The Atmosphere of Venus Is So Thick It Pushes On Mountains to Make the Planet Spin Faster

Venus, often regarded as Earth’s twin, is a source of perpetual intrigue for planetary scientists. Although it may once have harbored water on its surface, Venus is now a hell planet with surface temperatures over 800 degrees Fahrenheit, likely due to a runaway greenhouse effect. Its toxic atmosphere contains mysterious dark spots that some scientists think may indicate the presence of extraterrestrial bacteria.

Yet one of the biggest Venusian mysteries has to do with the planet’s rotational period, which is slowly speeding up. Two measurements taken 16 years apart in the 90s and early 2000s indicated that length of the planet’s day had decreased by nearly seven minutes, which isn’t a ton considering the planet only rotates about once every 243 Earth days. Still, scientists couldn’t explain how Venus’ rotational speeds varied over time. New research published in Nature Geoscience indicates that the planet’s changing rotational velocity may result from Venus’ thick, fast moving atmosphere pushing on the planet’s mountains.

In 2015, the Japanese Space Agency’s Akatsuki spacecraft observed a 6,200-mile long wave in the Venusian atmosphere above the Aphrodite highland region that rises to an altitude of about three miles. This discovery was remarkable in itself, but even more odd was that this atmospheric wave wasn’t moving. Venus’ atmosphere circles the planet every four days propelled by winds moving at well over 200 miles per hour, but for whatever reason this feature wasn’t getting dragged along for the ride.

The 6,200 mile long wave can be seen as a white streak in this infrared photo taken by Akatsuki in 2015. Image: JAXA

This atmospheric wave was interpreted as a gravity wave, which are also found in Earth’s atmosphere. As explained by NASA, gravity waves occur when “buoyancy pushes air up and gravity pulls it back down,” resulting in observable disturbances in the atmosphere. Yet as planetary scientist Thomas Navarro and his colleagues write in their new paper, “how such gravity waves might be generated on Venus is not well understood.”

Based on current scientific knowledge the observed gravity wave shouldn’t have been possible. The atmosphere on Venus has a “neutral,” mostly unchanging low layer that shouldn’t have allowed a gravity wave to propagate to the upper portion of the Venusian atmosphere. Furthermore, this gravity wave only appeared during the daytime on Venus, generally in the afternoon.
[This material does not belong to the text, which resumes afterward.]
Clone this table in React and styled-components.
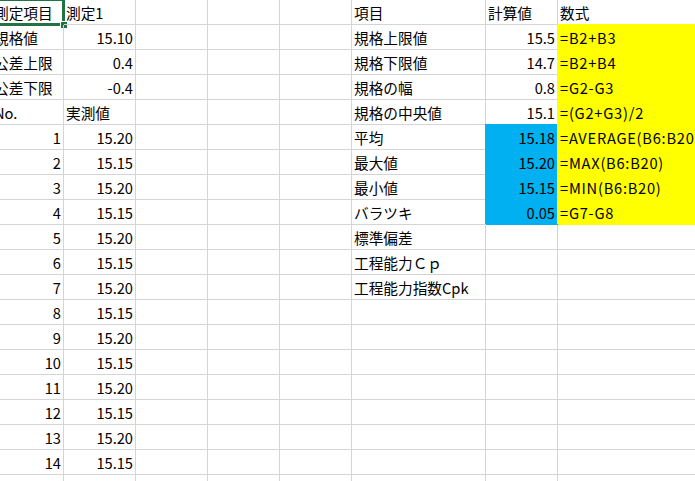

The standard physical model for simulating the atmosphere of Venus (known as the Institut Pierre-Simon Laplace general circulation model, or IPSL GCM for short) takes into account all the known physical properties of Venus, but had never produced a gravity wave like the one observed by Akatsuki. According to the researchers, the only time a planet-wide gravity wave has been produced was by using a “rather crude model of the atmosphere” following Akatsuki’s discovery of the huge gravity wave in 2015.

To tackle the mystery of the Venusian gravity wave, Navarro and his colleagues wanted to clean up this crude model by adding more realistic atmospheric physics and the topography of Venus’ surface. When these elements were added to the simulation, the researchers found that the gravity wave could be accounted for by air getting pushed up over mountains. Incredibly, the results also suggested that these gravity waves “substantially contribute to the atmospheric torque that acts on the planet’s surface.”

Read More: Researchers Think There Could Be Alien Life in the Clouds of Venus

The researchers estimate that the gravity waves in Venus’ atmosphere likely cause the planet’s rotation to speed up by two minutes every 243 Earth days. This increased speed is offset, however, by the atmospheric rotation at the upper levels in the atmosphere and the effects of the Sun on Venus’ air pressure. The interplay of these factors could explain why Venus’ rotation speed is so variable.

Navarro’s research adds to the mounting argument for more missions to Venus. To better understand our neighbor’s peculiar rotation, he argued that we need long term observations of the gravity wave as well as measurements of Venus’ interior

“We don’t know anything about the interior of Venus,” Navarro told Cosmos Magazine. “This is frustrating because Venus is the closest planet to Earth in terms of size, and yet we don’t know what the interior looks like.”

Sounds to me like it’s time to start thinking seriously about building some cloud cities on Venus.